[Start of Exercise input]

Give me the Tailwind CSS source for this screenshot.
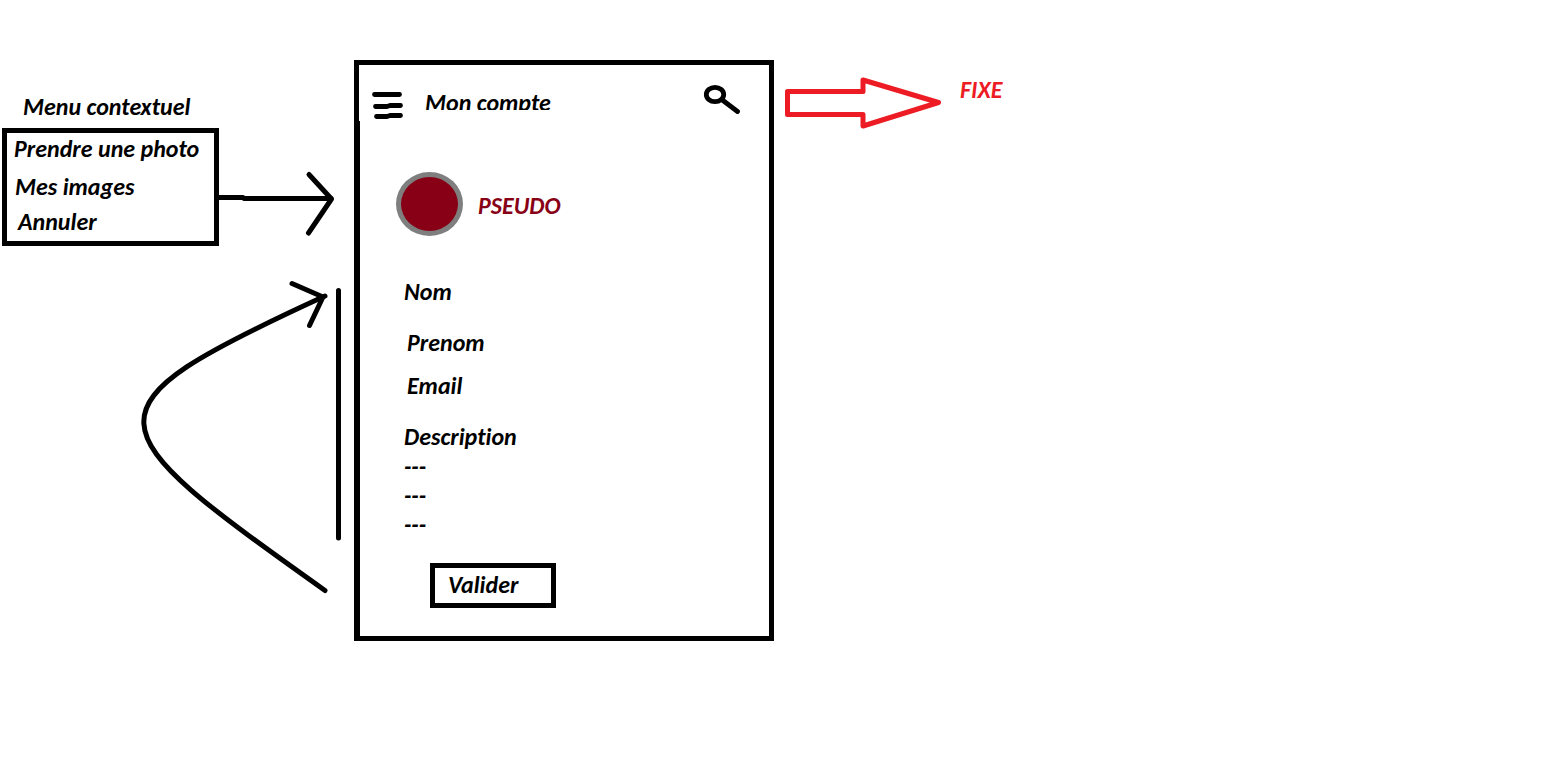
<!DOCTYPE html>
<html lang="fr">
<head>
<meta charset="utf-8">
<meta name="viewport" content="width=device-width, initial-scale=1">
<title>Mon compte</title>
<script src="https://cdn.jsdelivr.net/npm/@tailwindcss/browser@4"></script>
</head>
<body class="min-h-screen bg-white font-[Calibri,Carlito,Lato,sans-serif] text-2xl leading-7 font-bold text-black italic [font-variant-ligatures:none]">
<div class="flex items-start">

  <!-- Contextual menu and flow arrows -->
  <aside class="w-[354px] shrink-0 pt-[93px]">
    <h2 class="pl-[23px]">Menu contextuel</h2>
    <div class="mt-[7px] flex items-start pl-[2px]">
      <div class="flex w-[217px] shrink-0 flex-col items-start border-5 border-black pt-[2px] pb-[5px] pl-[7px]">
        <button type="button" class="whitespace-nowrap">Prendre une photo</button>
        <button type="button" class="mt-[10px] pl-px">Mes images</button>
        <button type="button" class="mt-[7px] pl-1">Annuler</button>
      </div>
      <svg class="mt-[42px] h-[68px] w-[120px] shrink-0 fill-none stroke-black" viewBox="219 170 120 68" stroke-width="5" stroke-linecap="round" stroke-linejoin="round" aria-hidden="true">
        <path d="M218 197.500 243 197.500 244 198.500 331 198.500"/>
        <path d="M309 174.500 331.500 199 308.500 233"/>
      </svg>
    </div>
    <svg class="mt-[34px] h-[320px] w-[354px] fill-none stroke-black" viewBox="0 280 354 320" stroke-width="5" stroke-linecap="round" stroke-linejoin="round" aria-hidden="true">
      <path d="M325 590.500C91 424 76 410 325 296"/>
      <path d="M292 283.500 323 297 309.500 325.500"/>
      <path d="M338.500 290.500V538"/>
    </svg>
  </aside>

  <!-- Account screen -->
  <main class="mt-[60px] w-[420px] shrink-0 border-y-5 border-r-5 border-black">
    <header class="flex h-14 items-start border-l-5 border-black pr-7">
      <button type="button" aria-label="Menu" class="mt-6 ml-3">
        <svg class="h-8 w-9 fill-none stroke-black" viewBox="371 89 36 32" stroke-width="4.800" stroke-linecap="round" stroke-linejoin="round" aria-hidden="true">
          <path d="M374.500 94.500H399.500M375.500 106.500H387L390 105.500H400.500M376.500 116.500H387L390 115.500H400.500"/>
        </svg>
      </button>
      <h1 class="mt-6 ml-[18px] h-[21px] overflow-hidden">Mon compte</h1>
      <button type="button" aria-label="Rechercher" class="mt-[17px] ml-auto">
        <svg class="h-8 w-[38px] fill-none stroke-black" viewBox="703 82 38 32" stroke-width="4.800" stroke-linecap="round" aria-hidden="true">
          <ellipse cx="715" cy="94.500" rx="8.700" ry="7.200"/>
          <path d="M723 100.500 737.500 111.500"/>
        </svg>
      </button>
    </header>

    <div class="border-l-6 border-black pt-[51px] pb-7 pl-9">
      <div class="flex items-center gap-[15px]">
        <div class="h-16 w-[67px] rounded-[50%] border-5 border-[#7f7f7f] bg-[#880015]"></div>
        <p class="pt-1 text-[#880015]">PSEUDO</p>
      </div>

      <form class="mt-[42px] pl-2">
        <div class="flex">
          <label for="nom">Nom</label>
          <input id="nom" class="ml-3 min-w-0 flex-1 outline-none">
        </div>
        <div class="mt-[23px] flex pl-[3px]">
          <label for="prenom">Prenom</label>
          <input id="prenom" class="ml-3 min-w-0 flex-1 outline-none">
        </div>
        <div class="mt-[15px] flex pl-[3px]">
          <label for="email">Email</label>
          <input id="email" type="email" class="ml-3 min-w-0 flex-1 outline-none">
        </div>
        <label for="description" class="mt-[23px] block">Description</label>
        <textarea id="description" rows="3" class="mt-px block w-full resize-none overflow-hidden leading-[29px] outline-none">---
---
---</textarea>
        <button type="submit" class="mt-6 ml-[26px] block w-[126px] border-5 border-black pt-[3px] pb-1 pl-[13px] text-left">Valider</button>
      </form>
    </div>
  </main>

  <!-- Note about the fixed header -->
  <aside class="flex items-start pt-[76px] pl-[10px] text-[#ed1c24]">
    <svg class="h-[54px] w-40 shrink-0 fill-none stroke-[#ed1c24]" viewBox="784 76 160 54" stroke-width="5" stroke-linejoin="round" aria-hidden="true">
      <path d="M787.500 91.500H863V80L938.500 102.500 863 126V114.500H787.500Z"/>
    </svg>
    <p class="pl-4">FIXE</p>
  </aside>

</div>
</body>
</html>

[End of Exercise input]
[Start of Exercise input]

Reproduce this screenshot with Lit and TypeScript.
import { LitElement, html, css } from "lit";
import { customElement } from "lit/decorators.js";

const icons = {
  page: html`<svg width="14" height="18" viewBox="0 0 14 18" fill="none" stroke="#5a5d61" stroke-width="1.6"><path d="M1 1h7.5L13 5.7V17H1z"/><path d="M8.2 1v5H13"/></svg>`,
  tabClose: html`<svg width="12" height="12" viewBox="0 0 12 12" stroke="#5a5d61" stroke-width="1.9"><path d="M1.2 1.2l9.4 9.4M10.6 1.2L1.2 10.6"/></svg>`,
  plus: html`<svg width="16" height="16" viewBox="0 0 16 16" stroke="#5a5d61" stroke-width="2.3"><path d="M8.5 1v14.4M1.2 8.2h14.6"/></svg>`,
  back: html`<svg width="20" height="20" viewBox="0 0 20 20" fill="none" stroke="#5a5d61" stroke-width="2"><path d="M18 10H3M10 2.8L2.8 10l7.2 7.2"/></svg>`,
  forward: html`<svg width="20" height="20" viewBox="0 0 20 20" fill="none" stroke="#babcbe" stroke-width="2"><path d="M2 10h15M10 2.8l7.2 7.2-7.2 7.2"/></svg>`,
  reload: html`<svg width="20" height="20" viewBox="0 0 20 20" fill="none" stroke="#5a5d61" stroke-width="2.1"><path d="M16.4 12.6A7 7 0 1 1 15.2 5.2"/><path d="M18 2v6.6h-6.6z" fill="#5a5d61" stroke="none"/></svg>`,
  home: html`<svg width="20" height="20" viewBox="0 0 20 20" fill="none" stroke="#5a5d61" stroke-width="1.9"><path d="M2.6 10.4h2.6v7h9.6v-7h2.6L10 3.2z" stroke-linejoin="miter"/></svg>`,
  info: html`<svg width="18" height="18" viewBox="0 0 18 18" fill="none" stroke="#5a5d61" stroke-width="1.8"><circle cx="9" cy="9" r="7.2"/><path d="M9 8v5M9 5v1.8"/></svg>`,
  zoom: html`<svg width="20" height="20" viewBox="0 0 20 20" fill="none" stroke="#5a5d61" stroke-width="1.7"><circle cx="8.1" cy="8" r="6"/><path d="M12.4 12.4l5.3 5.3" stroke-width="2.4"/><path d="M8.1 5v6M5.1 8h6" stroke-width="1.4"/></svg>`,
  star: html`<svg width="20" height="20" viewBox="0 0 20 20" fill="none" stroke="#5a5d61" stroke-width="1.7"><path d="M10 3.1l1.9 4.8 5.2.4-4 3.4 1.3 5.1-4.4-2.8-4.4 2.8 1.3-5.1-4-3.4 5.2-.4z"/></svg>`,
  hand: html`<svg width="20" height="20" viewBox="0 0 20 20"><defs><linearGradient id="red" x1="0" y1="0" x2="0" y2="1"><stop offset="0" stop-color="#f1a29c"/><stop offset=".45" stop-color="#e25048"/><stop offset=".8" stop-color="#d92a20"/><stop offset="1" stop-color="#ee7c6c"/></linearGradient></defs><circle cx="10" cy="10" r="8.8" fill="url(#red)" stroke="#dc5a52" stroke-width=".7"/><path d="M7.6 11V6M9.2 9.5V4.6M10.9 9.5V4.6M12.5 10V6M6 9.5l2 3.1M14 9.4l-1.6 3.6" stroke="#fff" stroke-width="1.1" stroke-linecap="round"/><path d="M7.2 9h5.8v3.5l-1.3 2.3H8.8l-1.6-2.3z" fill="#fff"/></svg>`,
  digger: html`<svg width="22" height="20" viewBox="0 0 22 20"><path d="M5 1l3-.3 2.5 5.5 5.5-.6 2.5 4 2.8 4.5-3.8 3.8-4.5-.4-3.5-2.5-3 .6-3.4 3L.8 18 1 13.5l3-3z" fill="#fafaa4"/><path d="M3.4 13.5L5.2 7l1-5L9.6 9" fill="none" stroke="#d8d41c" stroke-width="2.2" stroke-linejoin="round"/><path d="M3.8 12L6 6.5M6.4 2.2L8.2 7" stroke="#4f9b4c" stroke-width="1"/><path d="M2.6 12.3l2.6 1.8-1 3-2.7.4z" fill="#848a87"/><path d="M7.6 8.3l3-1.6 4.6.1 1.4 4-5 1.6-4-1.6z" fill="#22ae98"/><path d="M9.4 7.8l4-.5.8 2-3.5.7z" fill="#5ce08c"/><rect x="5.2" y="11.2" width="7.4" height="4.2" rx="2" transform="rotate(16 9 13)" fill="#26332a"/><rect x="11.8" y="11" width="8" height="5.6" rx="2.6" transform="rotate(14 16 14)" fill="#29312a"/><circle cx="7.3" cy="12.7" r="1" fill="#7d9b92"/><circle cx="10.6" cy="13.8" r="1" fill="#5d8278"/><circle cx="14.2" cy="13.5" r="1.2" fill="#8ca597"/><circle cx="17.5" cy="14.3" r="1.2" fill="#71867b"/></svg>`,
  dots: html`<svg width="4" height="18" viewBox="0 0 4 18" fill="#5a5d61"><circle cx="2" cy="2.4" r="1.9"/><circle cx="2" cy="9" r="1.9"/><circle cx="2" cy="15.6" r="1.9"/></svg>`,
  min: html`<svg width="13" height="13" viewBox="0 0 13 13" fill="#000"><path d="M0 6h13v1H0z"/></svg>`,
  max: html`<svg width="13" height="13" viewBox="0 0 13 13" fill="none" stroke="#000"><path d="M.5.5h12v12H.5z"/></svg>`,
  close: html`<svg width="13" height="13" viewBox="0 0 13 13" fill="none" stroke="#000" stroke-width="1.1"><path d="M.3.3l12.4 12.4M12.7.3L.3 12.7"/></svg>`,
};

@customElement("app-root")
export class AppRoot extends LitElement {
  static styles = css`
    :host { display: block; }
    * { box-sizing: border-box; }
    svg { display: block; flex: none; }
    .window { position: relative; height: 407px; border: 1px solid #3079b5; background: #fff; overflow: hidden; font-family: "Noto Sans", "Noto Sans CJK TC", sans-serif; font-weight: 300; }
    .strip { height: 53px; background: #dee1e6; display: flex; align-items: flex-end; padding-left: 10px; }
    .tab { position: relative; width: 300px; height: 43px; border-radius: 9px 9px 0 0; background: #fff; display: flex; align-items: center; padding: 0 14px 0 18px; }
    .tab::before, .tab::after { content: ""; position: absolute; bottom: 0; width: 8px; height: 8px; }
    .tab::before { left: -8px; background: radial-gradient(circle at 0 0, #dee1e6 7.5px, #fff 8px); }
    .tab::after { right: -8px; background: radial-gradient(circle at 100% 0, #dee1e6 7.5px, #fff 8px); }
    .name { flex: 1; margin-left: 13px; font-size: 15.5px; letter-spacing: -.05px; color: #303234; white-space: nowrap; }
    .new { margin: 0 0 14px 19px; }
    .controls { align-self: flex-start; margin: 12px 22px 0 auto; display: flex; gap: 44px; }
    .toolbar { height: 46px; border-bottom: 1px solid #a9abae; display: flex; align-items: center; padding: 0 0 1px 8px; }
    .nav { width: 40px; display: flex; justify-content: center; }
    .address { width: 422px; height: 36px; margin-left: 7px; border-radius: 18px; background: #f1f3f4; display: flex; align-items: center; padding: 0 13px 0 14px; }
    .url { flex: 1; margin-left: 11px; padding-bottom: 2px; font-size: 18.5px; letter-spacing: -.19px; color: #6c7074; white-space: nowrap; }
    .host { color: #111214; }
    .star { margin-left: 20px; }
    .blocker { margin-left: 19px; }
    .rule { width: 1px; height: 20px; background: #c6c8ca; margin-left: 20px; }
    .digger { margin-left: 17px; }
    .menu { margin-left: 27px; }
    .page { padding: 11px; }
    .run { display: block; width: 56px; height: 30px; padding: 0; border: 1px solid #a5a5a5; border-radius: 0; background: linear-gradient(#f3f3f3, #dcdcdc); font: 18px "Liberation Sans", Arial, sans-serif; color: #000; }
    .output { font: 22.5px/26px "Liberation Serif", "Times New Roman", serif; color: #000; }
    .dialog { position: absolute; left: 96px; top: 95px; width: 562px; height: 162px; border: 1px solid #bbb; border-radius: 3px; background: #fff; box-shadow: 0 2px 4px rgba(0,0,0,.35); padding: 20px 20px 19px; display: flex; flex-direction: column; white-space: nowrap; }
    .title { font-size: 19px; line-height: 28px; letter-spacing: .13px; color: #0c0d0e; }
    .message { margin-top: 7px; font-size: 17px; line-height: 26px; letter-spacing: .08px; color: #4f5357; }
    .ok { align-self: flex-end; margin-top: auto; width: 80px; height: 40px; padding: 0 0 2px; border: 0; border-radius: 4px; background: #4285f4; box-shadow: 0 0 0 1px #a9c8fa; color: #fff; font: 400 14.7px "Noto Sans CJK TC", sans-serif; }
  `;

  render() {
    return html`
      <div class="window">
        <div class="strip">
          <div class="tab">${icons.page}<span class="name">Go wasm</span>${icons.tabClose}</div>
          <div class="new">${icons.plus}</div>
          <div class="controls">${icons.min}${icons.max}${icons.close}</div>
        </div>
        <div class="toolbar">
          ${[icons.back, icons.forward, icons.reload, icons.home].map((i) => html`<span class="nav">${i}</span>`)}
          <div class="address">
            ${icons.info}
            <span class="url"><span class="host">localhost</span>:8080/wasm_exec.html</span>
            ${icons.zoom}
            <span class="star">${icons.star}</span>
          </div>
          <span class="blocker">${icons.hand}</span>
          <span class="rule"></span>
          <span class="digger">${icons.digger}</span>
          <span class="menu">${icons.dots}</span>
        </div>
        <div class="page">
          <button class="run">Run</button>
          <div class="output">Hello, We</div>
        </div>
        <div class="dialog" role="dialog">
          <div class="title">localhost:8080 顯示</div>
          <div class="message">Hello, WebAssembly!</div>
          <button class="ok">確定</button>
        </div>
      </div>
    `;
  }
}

[End of Exercise input]

The exercise: Reproduce every line from the entries that holds the word "this".

Solution:
Give me the Tailwind CSS source for this screenshot.
Reproduce this screenshot with Lit and TypeScript.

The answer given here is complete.